Jackie Robinson was an alternative, open classroom school, which meant the kids decided when and what classes they wanted to go to. I mostly read books in the reading lab for hours each day, or checked out to the music lab to watch Peter and the Wolf, over and over on a film projector, or listen to Beatles records. I learned a lot about the school’s namesake Jackie Robinson the first black baseball player in the major leagues, and I saw Hank Aaron, Reggie Jackson, Johnny Bench and Pete Rose at the 1975 All Star game. I also learned that things were tougher in the inner city. That I could get my ass kicked for lunch money, and get mugged for my coat and gloves. I learned firsthand that violence is often born from frustration and survival. That everything can be incredibly different just a few miles across town. I saw guns and knives and needles for drugs, I saw someone beaten almost to death. I was called “White Boy” more than once, and not always in a nice way. But hey, kids will be kids.
I was called “White Boy” more than once, and not always in a nice way.
The single biggest salvation and take away for me was FUNK and SOUL music. Parliament, Chaka Khan, Bootsy!, Ohio Players, Rick James. Damn! Everyday at lunch, the music would blast from big speakers. I was indoctrinated and intoxicated — One nation, under groove! The school had a drill team, which was basically a drum line with strobe lights. They put on a show in the auditorium and I was mesmerized — the accent on the 1 and 3 was forever imprinted on my brain. This was the moment I fell in love with music. Assimilation gave me groove. I didn’t think it then, but know it now — music at it’s purest, knows no color or race. It is the great emancipator, and my musical soul was free at last.
I also learned some hard lessons and saw first hand the poverty of inequality. One day at gym class on the playground, a police car pulled up and two cops stepped out to collar a kid in our class, named T.J. He was sporting a big afro and wearing a white tracksuit. The police said he fit the description of someone who had robbed a store that morning. He protested, the teacher and kids protested — he had been at school all morning. I witnessed for the first time, with disbelief, the power and wrongness of policing. I also saw how some of the older, black school teachers treated the black kids differently, harder. I watched as they lectured black kids about being the fool and how that won’t fly in whitey’s world. I got a crush on two girls that year, both named Barbara, one with caramel skin, bell bottoms and a perfect two foot afro and one a hippy with sleepy eyes and straight brown hair.

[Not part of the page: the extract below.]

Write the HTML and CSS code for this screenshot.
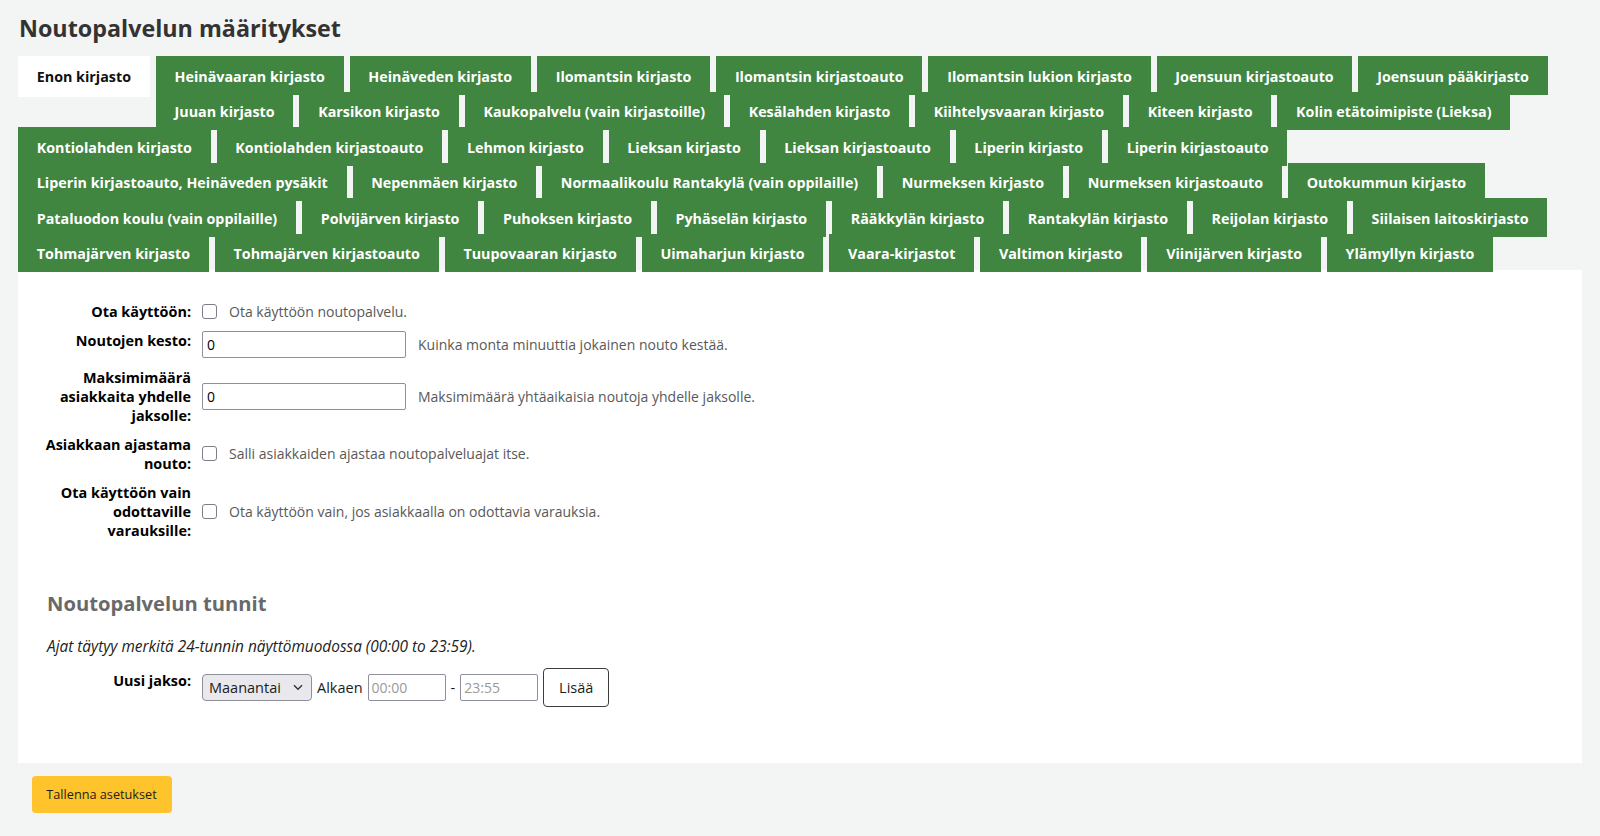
FILE: index.html
```html
<!DOCTYPE html>
<html lang="fi">
<head>
<meta charset="utf-8">
<title>Noutopalvelun määritykset</title>
<link rel="stylesheet" href="styles.css">
</head>
<body>
<main class="page">
  <h1 class="title">Noutopalvelun määritykset</h1>
  <div class="tabs">
    <ul class="tab-list">
      <li class="tab active"><a>Enon kirjasto</a></li>
      <li class="tab"><a>Heinävaaran kirjasto</a></li>
      <li class="tab"><a>Heinäveden kirjasto</a></li>
      <li class="tab"><a>Ilomantsin kirjasto</a></li>
      <li class="tab"><a>Ilomantsin kirjastoauto</a></li>
      <li class="tab"><a>Ilomantsin lukion kirjasto</a></li>
      <li class="tab"><a>Joensuun kirjastoauto</a></li>
      <li class="tab"><a>Joensuun pääkirjasto</a></li>
      <li class="tab"><a>Juuan kirjasto</a></li>
      <li class="tab"><a>Karsikon kirjasto</a></li>
      <li class="tab"><a>Kaukopalvelu (vain kirjastoille)</a></li>
      <li class="tab"><a>Kesälahden kirjasto</a></li>
      <li class="tab"><a>Kiihtelysvaaran kirjasto</a></li>
      <li class="tab"><a>Kiteen kirjasto</a></li>
      <li class="tab"><a>Kolin etätoimipiste (Lieksa)</a></li>
      <li class="tab"><a>Kontiolahden kirjasto</a></li>
      <li class="tab"><a>Kontiolahden kirjastoauto</a></li>
      <li class="tab"><a>Lehmon kirjasto</a></li>
      <li class="tab"><a>Lieksan kirjasto</a></li>
      <li class="tab"><a>Lieksan kirjastoauto</a></li>
      <li class="tab"><a>Liperin kirjasto</a></li>
      <li class="tab"><a>Liperin kirjastoauto</a></li>
      <li class="tab"><a>Liperin kirjastoauto, Heinäveden pysäkit</a></li>
      <li class="tab"><a>Nepenmäen kirjasto</a></li>
      <li class="tab"><a>Normaalikoulu Rantakylä (vain oppilaille)</a></li>
      <li class="tab"><a>Nurmeksen kirjasto</a></li>
      <li class="tab"><a>Nurmeksen kirjastoauto</a></li>
      <li class="tab"><a>Outokummun kirjasto</a></li>
      <li class="tab"><a>Pataluodon koulu (vain oppilaille)</a></li>
      <li class="tab"><a>Polvijärven kirjasto</a></li>
      <li class="tab"><a>Puhoksen kirjasto</a></li>
      <li class="tab"><a>Pyhäselän kirjasto</a></li>
      <li class="tab"><a>Rääkkylän kirjasto</a></li>
      <li class="tab"><a>Rantakylän kirjasto</a></li>
      <li class="tab"><a>Reijolan kirjasto</a></li>
      <li class="tab"><a>Siilaisen laitoskirjasto</a></li>
      <li class="tab"><a>Tohmajärven kirjasto</a></li>
      <li class="tab"><a>Tohmajärven kirjastoauto</a></li>
      <li class="tab"><a>Tuupovaaran kirjasto</a></li>
      <li class="tab"><a>Uimaharjun kirjasto</a></li>
      <li class="tab"><a>Vaara-kirjastot</a></li>
      <li class="tab"><a>Valtimon kirjasto</a></li>
      <li class="tab"><a>Viinijärven kirjasto</a></li>
      <li class="tab"><a>Ylämyllyn kirjasto</a></li>
    </ul>
    <div class="tab-panel">
      <ol class="rows">
        <li class="row">
          <label class="row-label">Ota käyttöön:</label>
          <span class="checkbox"></span>
          <span class="hint">Ota käyttöön noutopalvelu.</span>
        </li>
        <li class="row">
          <label class="row-label">Noutojen kesto:</label>
          <span class="text-input">0</span>
          <span class="hint">Kuinka monta minuuttia jokainen nouto kestää.</span>
        </li>
        <li class="row">
          <label class="row-label">Maksimimäärä asiakkaita yhdelle jaksolle:</label>
          <span class="text-input">0</span>
          <span class="hint">Maksimimäärä yhtäaikaisia noutoja yhdelle jaksolle.</span>
        </li>
        <li class="row">
          <label class="row-label">Asiakkaan ajastama nouto:</label>
          <span class="checkbox"></span>
          <span class="hint">Salli asiakkaiden ajastaa noutopalveluajat itse.</span>
        </li>
        <li class="row">
          <label class="row-label">Ota käyttöön vain odottaville varauksille:</label>
          <span class="checkbox"></span>
          <span class="hint">Ota käyttöön vain, jos asiakkaalla on odottavia varauksia.</span>
        </li>
      </ol>

      <h3 class="section-title">Noutopalvelun tunnit</h3>
      <p class="note">Ajat täytyy merkitä 24-tunnin näyttömuodossa (00:00 to 23:59).</p>

      <div class="slot-row">
        <label class="row-label slot-label">Uusi jakso:</label>
        <div class="slot-controls">
          <span class="select">Maanantai<svg class="chev" width="10" height="7" viewBox="0 0 10 7"><path d="M1 1.2 L5 5.2 L9 1.2" fill="none" stroke="#333" stroke-width="1.4"/></svg></span>
          <span class="word">Alkaen</span>
          <span class="time-input placeholder">00:00</span>
          <span class="word">-</span>
          <span class="time-input placeholder">23:55</span>
          <button class="btn-add" type="button">Lisää</button>
        </div>
      </div>
    </div>
  </div>
  <div class="actions">
    <button class="btn-save" type="button">Tallenna asetukset</button>
  </div>
</main>
</body>
</html>
```

FILE: styles.css
```css
* { box-sizing: border-box; }

html, body {
  margin: 0;
  padding: 0;
  background: #f3f4f4;
}

body {
  font-family: "Open Sans", "Noto Sans", sans-serif;
  font-size: 14px;
  color: #1e1e1e;
}

.page {
  padding: 0 18px;
}

.title {
  margin: 14px 0 13px 1px;
  font-size: 23.3px;
  line-height: 29px;
  font-weight: 700;
  color: #333333;
}

/* ---------- tabs ---------- */
.tab-list {
  list-style: none;
  margin: 0 0 1px 0;
  padding: 0;
}
.tab-list::after {
  content: "";
  display: block;
  clear: both;
}
.tab {
  float: left;
  margin: 0 6px -3px 0;
}
.tab a {
  display: block;
  padding: 11.5px 18.75px 8.5px;
  line-height: 18.5px;
  font-size: 14.3px;
  font-weight: 700;
  color: #ffffff;
  background: #408540;
  white-space: nowrap;
}
.tab.active a {
  background: #ffffff;
  color: #111111;
  padding-bottom: 11px;
}

/* ---------- panel ---------- */
.tab-panel {
  background: #ffffff;
  padding: 26.5px 29px 56px 29px;
}

.rows {
  list-style: none;
  margin: 0 0 0 -3px;
  padding: 0;
}
.row {
  display: flex;
  align-items: center;
  padding: 5px 0;
}
.row-label {
  flex: 0 0 147px;
  align-self: flex-start;
  margin-right: 11px;
  text-align: right;
  font-weight: 700;
  font-size: 14.4px;
  line-height: 19px;
  color: #000000;
}
.checkbox {
  flex: none;
  width: 15px;
  height: 15px;
  border: 1px solid #7d7d87;
  border-radius: 3px;
  background: #ffffff;
}
.text-input {
  flex: none;
  width: 204px;
  height: 27px;
  border: 1px solid #8f8f9d;
  border-radius: 2px;
  padding: 0 4px;
  line-height: 25px;
  font-size: 14px;
  color: #000;
}
.hint {
  margin-left: 12px;
  color: #595959;
  font-size: 14px;
  line-height: 19px;
}

.section-title {
  margin: 46px 0 21px 0;
  font-size: 20.2px;
  line-height: 25px;
  font-weight: 700;
  color: #696969;
}

.note {
  margin: 0 0 12.5px 0;
  font-style: italic;
  font-size: 15.4px;
  line-height: 19px;
  color: #222222;
}

.slot-row {
  display: flex;
  align-items: flex-start;
  margin-left: -3px;
}
.slot-label {
  margin-top: 3px;
}
.slot-controls {
  display: flex;
  align-items: center;
  gap: 5px;
  height: 39px;
}
.select {
  position: relative;
  width: 110px;
  height: 27px;
  border: 1px solid #8f8f9d;
  border-radius: 4px;
  background: #e9e9ed;
  padding: 0 6px;
  line-height: 25px;
  font-size: 14.5px;
  color: #1b1b1b;
}
.chev {
  position: absolute;
  right: 8px;
  top: 9px;
}
.word {
  font-size: 14.5px;
  color: #1b1b1b;
}
.time-input {
  width: 78px;
  height: 27px;
  border: 1px solid #8f8f9d;
  border-radius: 2px;
  padding: 0 3px;
  line-height: 25px;
  font-size: 14px;
}
.placeholder {
  color: #9a9a9a;
}
.btn-add {
  width: 66px;
  height: 39px;
  border: 1px solid #3d3d3d;
  border-radius: 4px;
  background: #ffffff;
  font-family: inherit;
  font-size: 14.5px;
  color: #1b1b1b;
}

/* ---------- actions ---------- */
.actions {
  padding: 12.5px 0 0 13.5px;
}
.btn-save {
  width: 140px;
  height: 37px;
  border: 0;
  border-radius: 4px;
  background: #ffc32b;
  font-family: inherit;
  font-size: 12.7px;
  color: #1e1e1e;
}
```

I don’t remember racial tensions, just the normal Jr. High angst and dumbassery. The closest thing we had to conflict most days was whether to play Aerosmith “Rocks” or Funkadelic “One Nation Under Groove” in the student lounge. Take away race and bad is bad and good is just good, and music is just music.
In hindsight, both of the attempts at forced integration that I was part of were mostly failed, but the intentions were important. In retrospect, they did little to improve the systemic racism that caused the poor school systems and broken neighborhoods that they were trying to fix.

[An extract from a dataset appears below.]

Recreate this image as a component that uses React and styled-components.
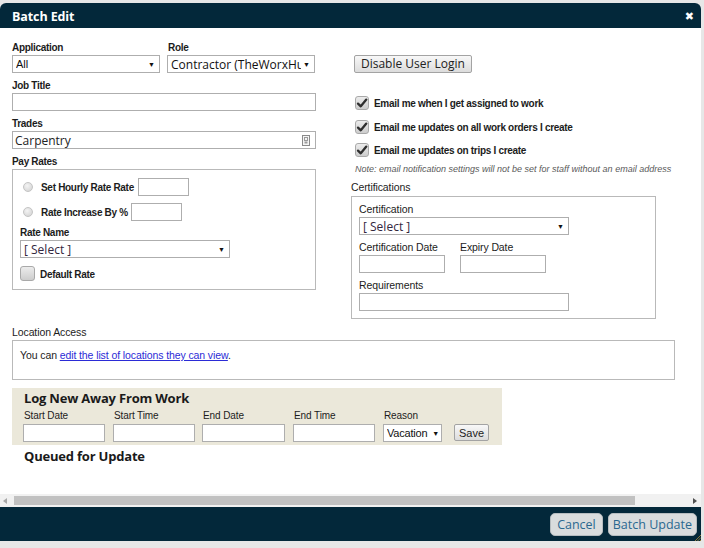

In 1978, I was dropped into the whitest place on the planet. Wall Lake, Iowa. Where grandfathers still passed on racist words and phrases to their grandkids. Like; “nigger rigged” to describe something shoddily repaired, “nigger rich” meaning spending a small windfall on frivolous items, and telling racist jokes that remind one of Uncle Remus and Amos and Andy. It’s hard to be overtly racist when there hasn’t been a person of color since the negro baseball league played in town in 1923, But haters will always find a way to manifest hate and look down on others to make themselves feel better. When you hear things like that in casual parlance, it has a numbing effect, and it seeps into your brain like poison. Because of the way I was raised, the words jarred me. Later, the same racists would zero in on Mexican and Central American immigrants, calling them “beaners”, and making jokes about how many of them live in a single dwelling, meanwhile, our hispanic workforce works harder and cares more for family than most of the legacy families in the area. (Read Art Cullen’s book “Storm Lake” for an in depth account of what happened when moneyed interests warped the big agriculture labor market, and immigrants saved Storm Lake from itself.)

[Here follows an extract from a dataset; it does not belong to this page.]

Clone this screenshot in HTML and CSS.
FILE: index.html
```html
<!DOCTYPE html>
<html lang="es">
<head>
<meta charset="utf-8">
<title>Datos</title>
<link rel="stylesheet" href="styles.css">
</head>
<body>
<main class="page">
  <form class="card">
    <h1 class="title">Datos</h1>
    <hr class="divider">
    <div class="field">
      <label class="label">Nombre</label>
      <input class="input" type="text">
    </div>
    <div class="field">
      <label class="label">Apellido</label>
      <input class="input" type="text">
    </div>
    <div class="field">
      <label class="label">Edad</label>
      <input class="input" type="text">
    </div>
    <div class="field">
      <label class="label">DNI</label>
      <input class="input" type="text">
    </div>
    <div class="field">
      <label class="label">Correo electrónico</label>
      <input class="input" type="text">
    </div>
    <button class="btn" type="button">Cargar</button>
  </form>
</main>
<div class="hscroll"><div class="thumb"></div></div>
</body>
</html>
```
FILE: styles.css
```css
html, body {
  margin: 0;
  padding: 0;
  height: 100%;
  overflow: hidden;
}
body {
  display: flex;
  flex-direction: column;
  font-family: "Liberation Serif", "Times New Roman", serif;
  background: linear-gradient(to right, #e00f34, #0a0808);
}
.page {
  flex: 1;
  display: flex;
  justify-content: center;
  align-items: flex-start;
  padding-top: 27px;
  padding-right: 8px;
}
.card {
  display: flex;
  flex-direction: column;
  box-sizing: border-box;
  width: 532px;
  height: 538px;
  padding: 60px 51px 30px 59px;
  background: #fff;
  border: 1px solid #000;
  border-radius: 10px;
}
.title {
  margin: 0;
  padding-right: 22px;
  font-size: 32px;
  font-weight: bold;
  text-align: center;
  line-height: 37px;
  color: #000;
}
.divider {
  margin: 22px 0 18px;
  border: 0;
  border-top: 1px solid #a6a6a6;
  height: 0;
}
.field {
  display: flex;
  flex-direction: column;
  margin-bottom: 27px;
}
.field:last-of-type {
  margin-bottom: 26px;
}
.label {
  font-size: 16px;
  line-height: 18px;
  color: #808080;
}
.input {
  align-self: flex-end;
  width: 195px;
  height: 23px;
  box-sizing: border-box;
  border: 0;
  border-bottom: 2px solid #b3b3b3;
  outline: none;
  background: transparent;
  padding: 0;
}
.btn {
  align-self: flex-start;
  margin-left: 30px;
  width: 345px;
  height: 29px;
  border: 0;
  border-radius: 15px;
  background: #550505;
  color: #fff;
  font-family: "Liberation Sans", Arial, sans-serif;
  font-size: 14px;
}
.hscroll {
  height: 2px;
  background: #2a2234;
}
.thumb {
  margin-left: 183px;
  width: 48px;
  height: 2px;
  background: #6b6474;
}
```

The other day, I read a Social Media post from a former schoolmate, the gist of which was; “There is no such thing as white privilege, where I come from, we all worked hard to get where we are”. There is so much irony here. Someone from a small, all white community, who, if they have traveled, has probably only traveled to a resort compound in Mexico or Jamaica, or perhaps gone on a mission trip to Haiti, and likely never taken a frightening wrong turn in Newark, NJ, or found themselves in the Chicago Projects, or Roxbury in Boston, with a police helicopter overhead (I have), or witnessed racial profiling, or being treated as guilty without doing anything wrong. Where he came from, white ancestors left Germany, Norway, France and Ireland willingly. They joined others who looked like them and spoke like them and took mostly free government land to homestead. When my former schoolmate’s grandfather was farming and working hard to get enough money to buy a farm, that wasn’t possible for black, former slaves, or sons and daughters of slaves. The best they could do was to become sharecroppers — basically slaves who were paid just enough to stay in debt, and were hung for looking at white woman the wrong way. That was grossly unequal footing, that changed little until the 1960’s, and still has a long way to go. Some people can work twice as hard and get half as much. That is injustice.
This summer I was in Kosovo, where I got a first hand account of the ongoing racial tension between ethnic Serbs and Albanians. A deep, historical divide that is mirrored in hundreds of regions across the world, from Palestine to Pittsburgh. Racism is a bewildering concept to me. It is a judgement bias, based purely on a group of people who simply look and act differently than another group. Always the hopeful optimist, I see hope in unlooked for places. Music always builds bridges and modern social media is more egalitarian than not. We can change the trajectory, but not without pushing boundaries, and dismantling the systemic underpinnings of a legacy of unfair societies.
It took pain for Lincoln to Abolish Slavery, to defeat Jim Crow lunch counter laws with sit-ins and for MLK and John Lewis to endure brutal treatment, for the right to vote. It takes pain to stand up and say Black Lives Matter, and it will take pain to get us to the next place, but we will. I believe this. I also believe that music, art, culture, film, writing and entertainment will lead the way as it always has. Art can start a revolution! But only if those who are standing safely in the middle, will stand up when they see an injustice and will speak up louder than the bullies and spreaders of hate.
This is what my background prepared me for; love your brothers and sisters, help those less fortunate and those who are lucky enough, should level the opportunities for all. Greed is wrong, judging on the basis of race, creed, religion or any other is wrong. Love, compassion and common sense is always right, and always the answer. It’s all there, in the Bible, Quran and the Torah. We know what is right and the arc of the moral universe bends towards justice — but only if we bend it!